In 2015 a devastating strike in the town of Hawijah in Iraq led to the deaths of more than 70 civilians. The Coalition eventually accepted responsibility, but no member state did. It was only in 2019, after investigative reporting, that the Dutch government finally admitted responsibility.
“It is time for European MoDs to stop hiding behind American statistics and take responsibility for the harm they cause and provide appropriate amends,” Garlasco said.
“One central issue for civilians is the problem coalition warfare causes for strike attribution, and therefore amends. Too often we have seen war victims unable to make claims or even get answers for why they were targeted because they just don’t know who dropped the bombs. It is unreasonable to put the onus of proof on the victim.”

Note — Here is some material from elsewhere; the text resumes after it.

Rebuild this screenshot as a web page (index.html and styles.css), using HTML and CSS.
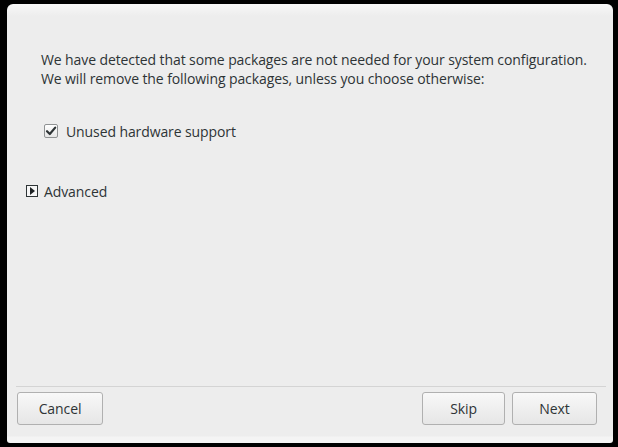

He pointed out that in the wake of the Hawijah massacre the Dutch Ministry of Defence has opened a review of its civilian harm mitigation policies, working alongside organisations like PAX and Airwars.
“We see a real opportunity in the wake of the lessons we have learned by working with the Dutch MoD. There are now positive examples to follow if Belgium, France, the UK, and any other military intends to take civilian harm seriously.”
Every Casualty Count’s Gavin Crowden said the US civilian casualty monitoring process, though far from perfect, was a clear example for other countries to follow. So far the US has admitted killing more than 1,300 civilians in the war against ISIS.
“If European militaries claim they can fire smart missiles straight into the bedroom of a specific target, they should surely be able to compile basic data about where and when they have conducted operations that may have harmed civilians.”
“The US has shown that this is both logistically, militarily and politically possible. Therefore, we have to conclude that the obstacle among European militaries is simply a lack of will.”
Airwars asked the British, French and Belgian militaries for comment on the Pentagon’s report. None said they intended to review their earlier assessments of no civilian harm, in light of the DoD revelations.